What do you mean filter?

On the zm home console, there is a filter button. Click that, specify the range of videos you want to create videos for, click the checkbox for 'create video for al matches', submit, select it to run in the background, done.

How is it going to make the video?

You can specify parameters in FFMPEG_OUTPUT_OPTIONS in the options of zm. Make sure you are using ffmpeg, not avconv. You also need to specify the path for ffmpeg.


I spent some time hacking it out and I settled on the following path for ffmpeg output options:

-c:v libx264 -preset ultrafast /videosfolder/on/some/path/`date -d "-1 days" +"%Y%m%d-%H%M%S-%N"`.avi < /dev/null

VP9 compresses best, but is much slower to encode. If you have hardware optimized for VP8 or VP9, maybe it will be better.

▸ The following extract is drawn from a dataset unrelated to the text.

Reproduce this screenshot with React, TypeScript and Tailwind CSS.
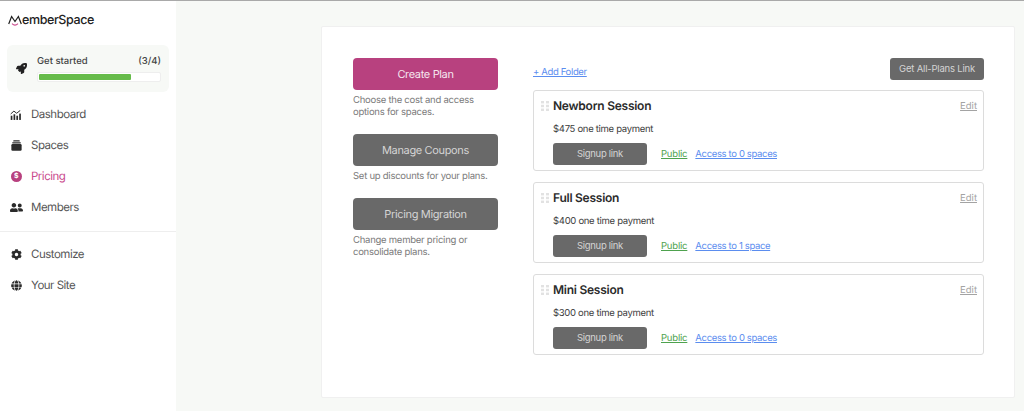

Here are a couple others I tried, before settling on libx264:

-c:v libx264 -preset fast -crf 38 -vf hqdn3d=8:6:12 -r 1 -f image2 -i %07d.jpg -vcodec libvpx-vp9 -crf 18 -r 25 -q:v 1 /mnt/where/my/videos/go/`date -d "-1 days" +"%Y%m%d-%H%M%S-%N"`.webm -r 1 -f image2 -i %07d.jpg -vcodec libx264 -crf 18 -preset slower

More are on Zoneminder forums.


So with -c:v libx264 -preset ultrafast /videosfolder/on/some/path/`date -d "-1 days" +"%Y%m%d-%H%M%S-%N"`.avi < /dev/null

This works, but puts all videos from all monitors into one folder. The next step was to make script 1 that would take files daily from this folder and put them into subdirectories labeled by the date. Then I made script 2 that would measure the filesystem capacity of this folder (it is a dedicated drive) and if the capacity is over a set amount, delete the oldest two days.

This worked well, except that finding videos among the dozens in one day was slow.


The next step was based off of this post:

<link here>

So I edited zmvideo.pl and was able to get most of the cameras to export to their own folders (WIP). Though I had to edit the ffmpeg output options above to:

-c:v libx264 -preset ultrafast

as now the perl script is managing where the output folders go.

I had to debug when setting up the perl script in order to make it work. Permissions, and watching the /var/log/zm/{zmvideo,zmfilter}.log helped.


Troubleshooting:

The logs are helpful. Web search, and ZM forums also.

If you click, 'component logs' in the options - logs section of zm, you will get log files in the /var/log/zm/ folder.


Note:

Video archival may have been resolved with 1.29. I don't know, as I don't use it.

Some cams will have dual streams (e.g. Hikvision) where one stream can be RTSP and the other Mjpeg. The resolutions may or may not be the same. You can also set stream type for some (in case you want two RTSP streams).

These proprietary cameras are known to casually report to outside IPs. Keep them off the internet. Don't give them internet access. SBCs might be more secure.

Many cameras have default telnet passwords, in addition to the default web access passwords. Change these or keep cameras away from the wan. Cameras are common botnet targets.